- **Raw records**
Start

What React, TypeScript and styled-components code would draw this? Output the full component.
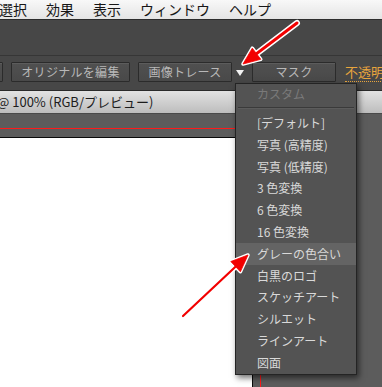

End
Start

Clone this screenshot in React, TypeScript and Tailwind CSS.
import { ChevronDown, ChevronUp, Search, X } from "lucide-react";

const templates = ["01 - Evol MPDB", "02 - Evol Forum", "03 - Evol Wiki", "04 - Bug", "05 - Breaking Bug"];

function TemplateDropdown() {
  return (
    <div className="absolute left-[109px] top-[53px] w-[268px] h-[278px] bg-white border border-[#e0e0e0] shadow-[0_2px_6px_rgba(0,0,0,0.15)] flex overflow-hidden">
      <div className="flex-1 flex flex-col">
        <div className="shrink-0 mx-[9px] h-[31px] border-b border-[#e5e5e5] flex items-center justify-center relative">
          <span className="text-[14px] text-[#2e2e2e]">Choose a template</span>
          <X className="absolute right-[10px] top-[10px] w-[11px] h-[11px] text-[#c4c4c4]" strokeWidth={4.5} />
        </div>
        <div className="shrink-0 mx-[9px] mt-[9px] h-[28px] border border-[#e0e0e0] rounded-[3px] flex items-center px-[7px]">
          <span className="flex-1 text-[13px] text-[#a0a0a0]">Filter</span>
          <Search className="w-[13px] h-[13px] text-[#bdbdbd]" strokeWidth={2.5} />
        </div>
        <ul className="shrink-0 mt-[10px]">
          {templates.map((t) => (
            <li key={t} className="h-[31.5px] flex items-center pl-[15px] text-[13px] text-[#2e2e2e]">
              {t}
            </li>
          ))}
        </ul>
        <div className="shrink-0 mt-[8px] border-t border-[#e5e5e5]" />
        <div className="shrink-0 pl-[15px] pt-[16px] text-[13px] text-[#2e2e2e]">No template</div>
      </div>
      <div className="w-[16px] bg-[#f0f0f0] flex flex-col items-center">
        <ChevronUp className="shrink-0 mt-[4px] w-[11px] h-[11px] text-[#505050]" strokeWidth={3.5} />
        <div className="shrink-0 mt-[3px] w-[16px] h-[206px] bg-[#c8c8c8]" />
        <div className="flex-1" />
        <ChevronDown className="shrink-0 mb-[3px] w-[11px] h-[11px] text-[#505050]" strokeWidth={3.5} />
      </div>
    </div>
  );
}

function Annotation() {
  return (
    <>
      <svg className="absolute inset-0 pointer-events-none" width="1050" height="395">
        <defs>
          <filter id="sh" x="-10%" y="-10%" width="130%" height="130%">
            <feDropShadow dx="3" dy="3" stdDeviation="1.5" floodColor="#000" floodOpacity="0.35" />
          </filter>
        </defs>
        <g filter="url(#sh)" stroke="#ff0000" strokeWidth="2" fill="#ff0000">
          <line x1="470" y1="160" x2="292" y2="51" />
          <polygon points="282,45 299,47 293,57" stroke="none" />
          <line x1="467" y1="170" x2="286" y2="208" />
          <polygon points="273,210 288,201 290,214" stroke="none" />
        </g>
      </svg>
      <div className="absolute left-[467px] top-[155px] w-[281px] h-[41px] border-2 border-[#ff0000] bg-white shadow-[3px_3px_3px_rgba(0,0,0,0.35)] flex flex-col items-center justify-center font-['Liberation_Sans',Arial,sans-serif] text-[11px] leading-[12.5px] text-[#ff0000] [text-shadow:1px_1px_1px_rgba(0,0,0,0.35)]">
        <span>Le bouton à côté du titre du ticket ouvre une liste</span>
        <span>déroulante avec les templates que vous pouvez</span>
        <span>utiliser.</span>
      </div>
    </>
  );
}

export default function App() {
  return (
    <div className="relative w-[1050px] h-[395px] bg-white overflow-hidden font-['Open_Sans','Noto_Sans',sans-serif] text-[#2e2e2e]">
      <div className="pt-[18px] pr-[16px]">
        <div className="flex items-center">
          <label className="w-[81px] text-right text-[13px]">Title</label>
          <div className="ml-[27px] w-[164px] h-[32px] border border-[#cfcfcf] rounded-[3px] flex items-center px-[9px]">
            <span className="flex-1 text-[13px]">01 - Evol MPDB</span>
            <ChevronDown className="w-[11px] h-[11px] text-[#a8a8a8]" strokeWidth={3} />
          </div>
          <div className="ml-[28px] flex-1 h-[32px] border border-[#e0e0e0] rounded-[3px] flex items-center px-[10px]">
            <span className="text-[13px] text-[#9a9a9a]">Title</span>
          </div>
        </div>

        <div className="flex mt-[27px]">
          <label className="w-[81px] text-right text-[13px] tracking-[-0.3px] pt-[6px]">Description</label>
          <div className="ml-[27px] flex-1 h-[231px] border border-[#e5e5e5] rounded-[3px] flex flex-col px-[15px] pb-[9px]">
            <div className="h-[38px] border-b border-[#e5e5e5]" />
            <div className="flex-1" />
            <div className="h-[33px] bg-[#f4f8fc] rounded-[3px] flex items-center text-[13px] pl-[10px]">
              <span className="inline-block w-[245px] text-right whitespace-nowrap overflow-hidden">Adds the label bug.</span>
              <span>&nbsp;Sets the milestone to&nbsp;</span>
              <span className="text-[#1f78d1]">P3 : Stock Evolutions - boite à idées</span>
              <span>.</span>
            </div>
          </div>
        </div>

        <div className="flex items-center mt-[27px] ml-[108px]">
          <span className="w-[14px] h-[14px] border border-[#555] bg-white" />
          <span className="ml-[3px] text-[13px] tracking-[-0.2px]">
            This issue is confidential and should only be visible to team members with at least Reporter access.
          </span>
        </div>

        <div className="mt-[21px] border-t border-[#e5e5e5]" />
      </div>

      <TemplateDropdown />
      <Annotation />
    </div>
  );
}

End

- **Your goal**
Extract every line that has the string "TypeScript" in it.

- **Output below**
What React, TypeScript and styled-components code would draw this? Output the full component.
Clone this screenshot in React, TypeScript and Tailwind CSS.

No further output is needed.